After stocking up on food at the local Woolies (Woolworths supermarket) the evening before, we commenced our journey, driving west towards the outskirts of Sydney. Prior to heading into Blue Mountains, a part of the Great Dividing Range that separates the coast from the inland, we had a stop to make. We dropped in on our friends at Suburban 4x4, www.suburban4wd.com, one of only a handful of off-roading shops in Australia specializing in Jeeps.
There we caught up on the industry news, looked at the latest projects and some new expedition trailers. The folks at Suburban 4x4 are very friendly, and we could have spent all day there, but it was time to move on, and get the show on the road.
Our first official point of interest of the expedition was the Three Sisters, at Katoomba. Katoomba is a quaint resort town in the Blue Mountains that can be accessed by train from Sydney – approximately 100 km east – or by car of-course. We parked at Cliff Drive, and wandered down to Echo Point, a lookout perched on the edge of an escarpment offering a spectacular view of three unique sandstone spires commonly known as the Three Sisters, and below, the vast eucalypt-filled Jamison Valley flanked by extensive golden sandstone cliffs which are a feature throughout the Blue Mountains.
We’d have loved to stay longer, but not even a day into our Incredible Tour, we were already behind schedule. We continued our ascent of the mountains, following the Great Western Highway and about 20 km out of Lithgow – a coal-mining town with a rich industrial heritage – we reached the highest altitude of our trip, 1169 meters according to the dash-mounted GPS unit. Another 80 km down the road, after driving through Bathurst – one of the larger country regional centres and well known for its motor racing circuit – we stopped for dinner at Blayney.
Blayney is a small farming and industrial service town with a museum and a number of historical buildings. Blayney marked the beginning of our drive into the “land of sweeping plains”.
Our first day of travel ended in Cowra on the Lachlan River where we settled for the night at the friendly Country Gardens Motor Inn.

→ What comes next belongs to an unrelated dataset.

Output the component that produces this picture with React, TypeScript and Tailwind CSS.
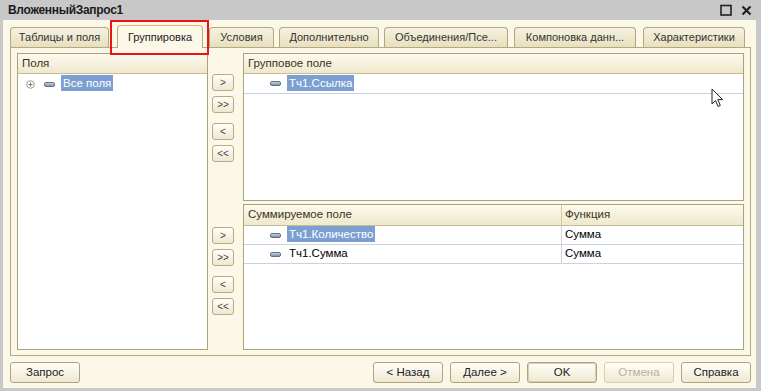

Near the end of the 2nd World War Cowra’s overcrowded Prisoner Of War camp was a site of the largest POW breakout in modern history – over 300 Japanese prisoners escaped and over 250 died, a large number of buildings were burned to the ground. Local people gave great care to the graves of the prisoners. Japanese people were very impressed and their gift was a tranquil Japanese garden designed by Ken Nakajima, who also built gardens in Moscow, Montreal, New York, San Diego, Houston, Hamburg, Perth and many other places. The garden opened in the late 70’s and remains one of the Cowra’s main attractions.